In order to have a successful betting model, all bettors should collect as much data as possible. But just how well does data fit into certain expected scenarios? Dominic Cortis explains how important ‘the goodness of fit’ is in analysing data.
Modelling and testing results involves a comparison of expected values in a utopian environment with the actual observed values. Pinnacle Sports Pulse magazine has published numberous articles on types of distributions and outcomes. In a previous article, I discussed that one of the possible errors is that the correct model is used but incorrect parameters are applied, for example due to a small sample with a large value.
In technical jargon, we are measuring ‘the goodness of fit’: that is how well the observed data fits to the expected scenario.
This is anomalous to finding the correct size shape (not the type of shape), as explained in this ‘errors in models’ article. One of the simpler measure to measure this is the χ2 test – read as the ‘Chi-Square’ test.
The roll of a dice
If a die is tossed 60 times, we expect 10 observations of each number (1, 2, …, 6). We shouldn’t fall for the gambler’s fallacy, in that after 10 occurrences of the number 2 after 40 throws – we can’t say that it will not come up again.
So if a die has had 9, 11, 10, 9, 12 and 9 observations of 1, 2, 3, 4, 5 and 6 respectively, can we say that this die is biased? After all, this is different from 10 observations for each number but the key issue is whether it is significantly different.
The deviation, being the difference between the observed and expected values, ranges between -2 and 1, as can be seen in the table below.
|Expected = E||10||10||10||10||10||10|
|Observed = O||9||11||10||9||12||9|
|Deviation = E – O||1||-1||0||1||-2||1|
|[E – O]² ÷ E||0.1||0.1||0||0.1||0.4||0.1|
What we are interested in is a measure of overall deviation to see how different the die is from the utopian scenario. The addition of deviations is 0, since both observed and expected values add up to 60 throws.
There is a multitude of ways of dealing with this, such as using absolute values (i.e. make all values positive) or percentage differences.
However for ‘nice’ mathematical properties, we will measure the relative change in square deviation. That is by squaring each deviation and dividing it by the expected value.
For example, for the 12 observations of the number 5, we have 2^2 ÷ 10 = 0.4. If we add all these values we obtain our χ2 of 0.8.
The ‘Chi-Square’ test
The χ2 measures the overall discrepancy between expected and observed frequencies: the bigger it is, the more evidence of a difference between the two. While we can measure this to exact precision, for the sake of simplicity, we will use a cut off point.
These can be found in any statistical tables and using the Royal Statistical Society set of tables (page 6), we find many cut off points. Let us use the column 0.05, referring to a 5% significance level.
While the normal distribution is based on two parameters (mean and standard deviation) and the Poisson distribution on one parameter (the mean), the Chi-Square distribution is based on one parameter: the degree of freedom.

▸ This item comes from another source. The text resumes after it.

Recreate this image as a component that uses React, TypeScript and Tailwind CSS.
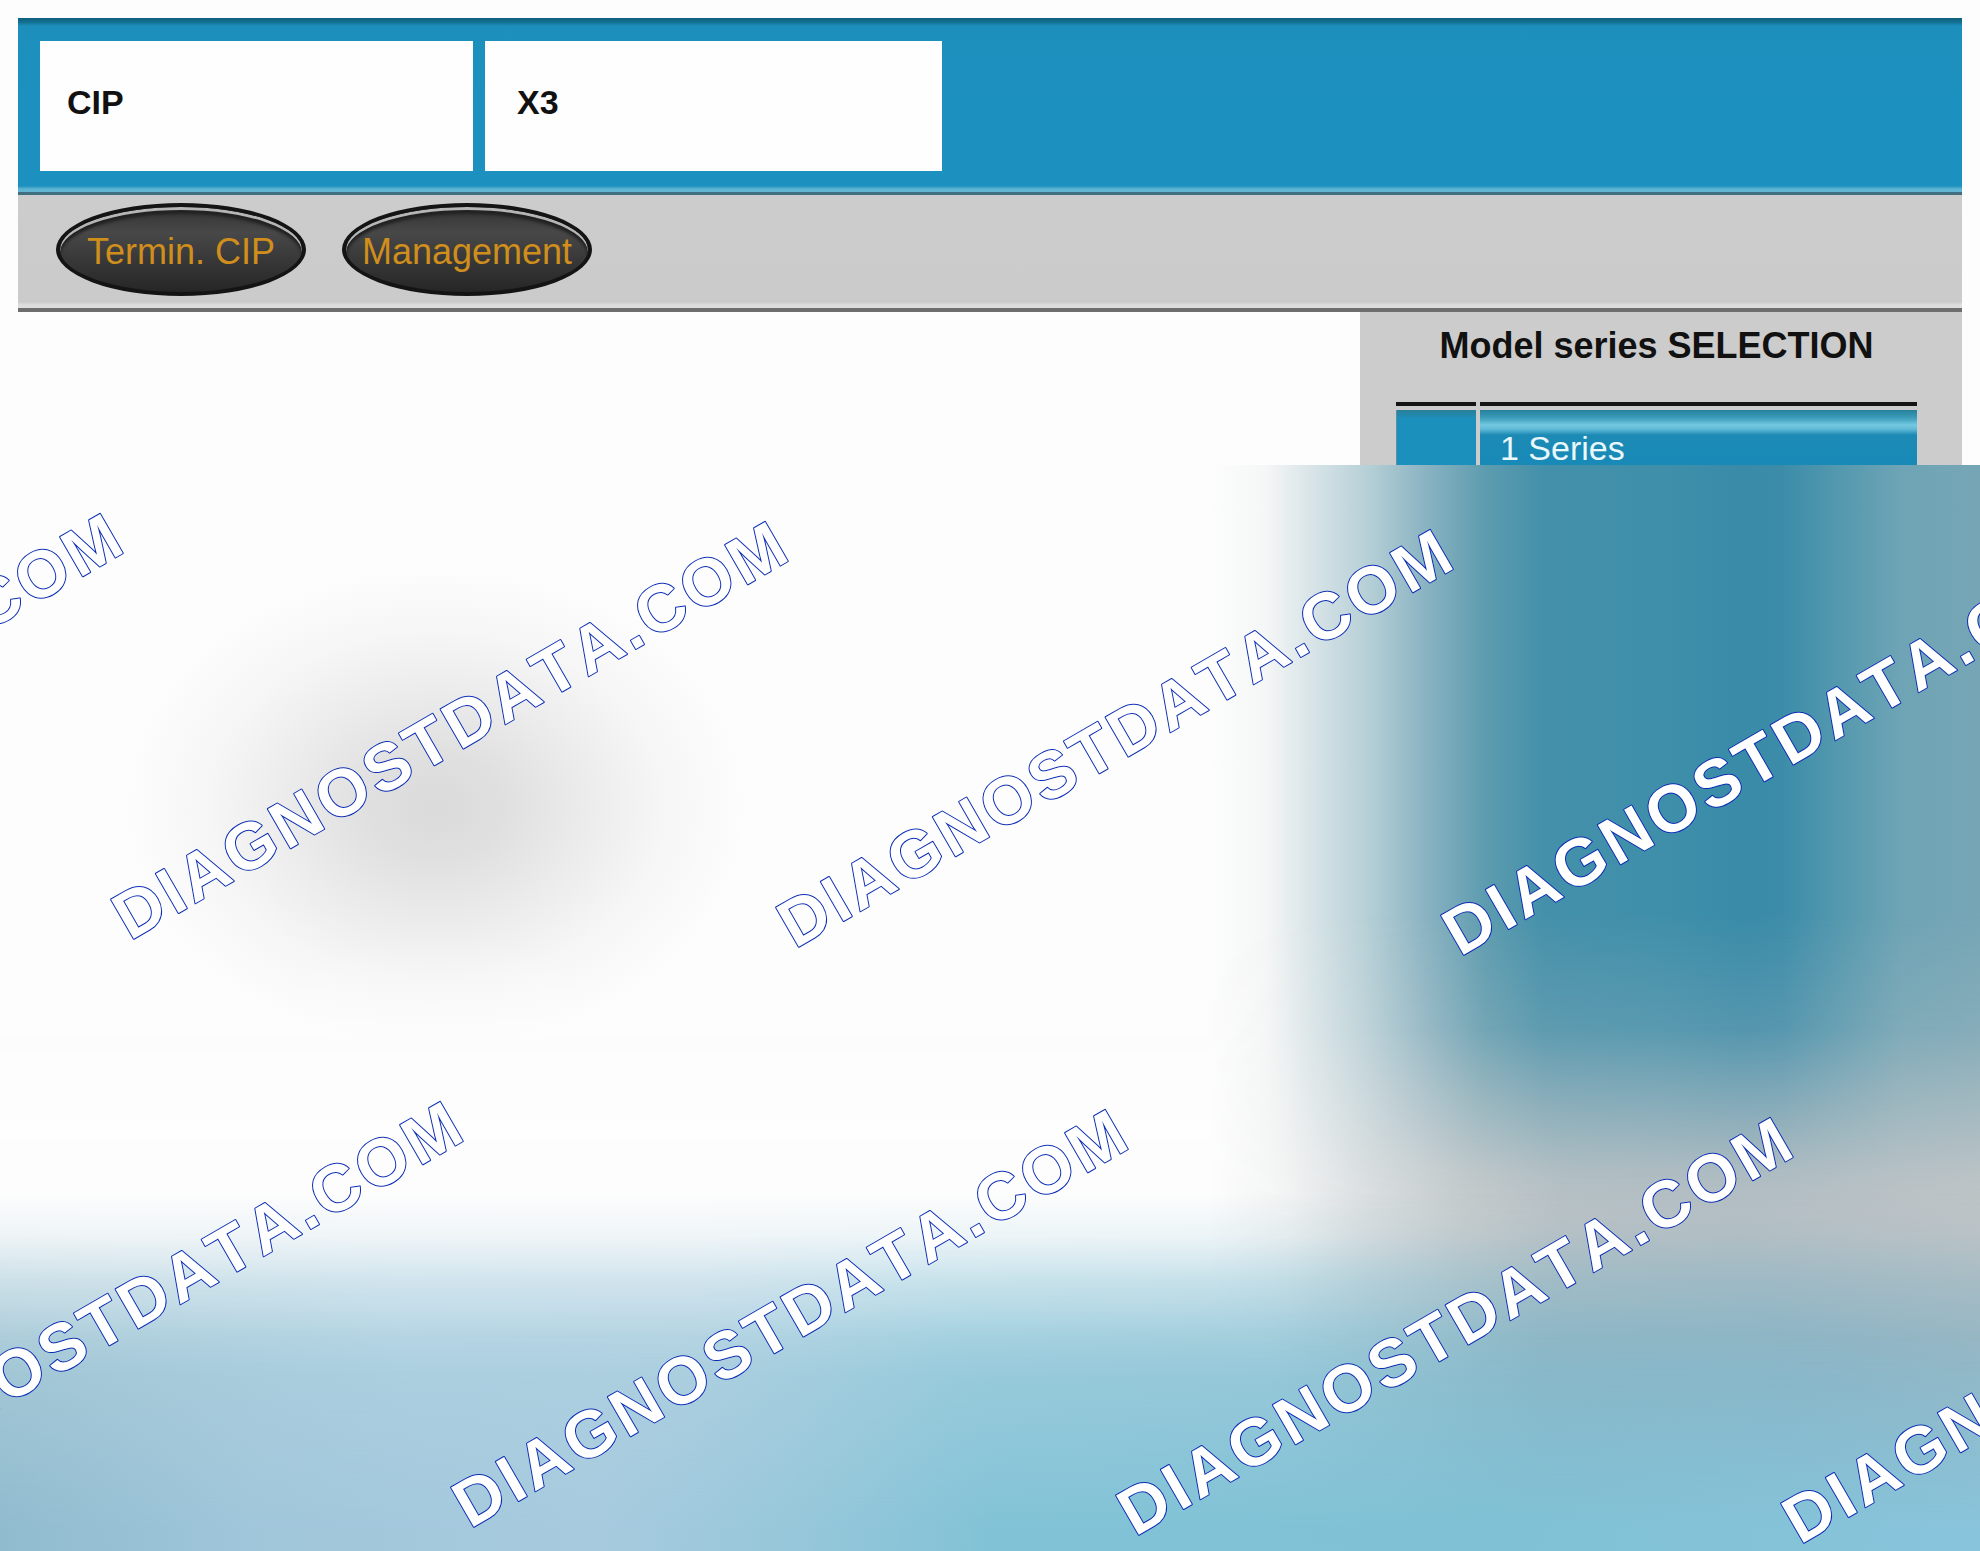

In this case, we have 6 possible outcomes and therefore the value we’d need is where the degrees of freedom (v) is one less, 5. Our critical χ2 , that is the value that a χ2 should exceed to have evidence of a difference, is 11.070.
Since our value is much lower, then there is no evidence of this die being different.
Figure 1: Chi Square Table in Royal Statistical Society Statistical Tables
As this is slightly time-consuming, we have also built a small app below that lets you compare observed with expected values.
Check out the results if the observed values were ten-fold (Observed = 90, 110, …; Expected = 100 each) or 100-fold (900,1100, …) – you should notice that although similar proportions, there is evidence of a die being an unfair one for larger samples. This is because a small deviation is possible but a consistent one is stronger evidence of divergence.
This leads to a key limitation to this test: it provides evidence (not proof) of a difference but lack of evidence of a difference doesn’t mean they are the same. Furthermore the app above only uses a 5% significance level. This would correspond to considering discrepancies that should occur in less than 1 in 20 cases under a utopian scenario as a sign of a difference. Finally a Chi-Square test needs at least 5 values expected for each category.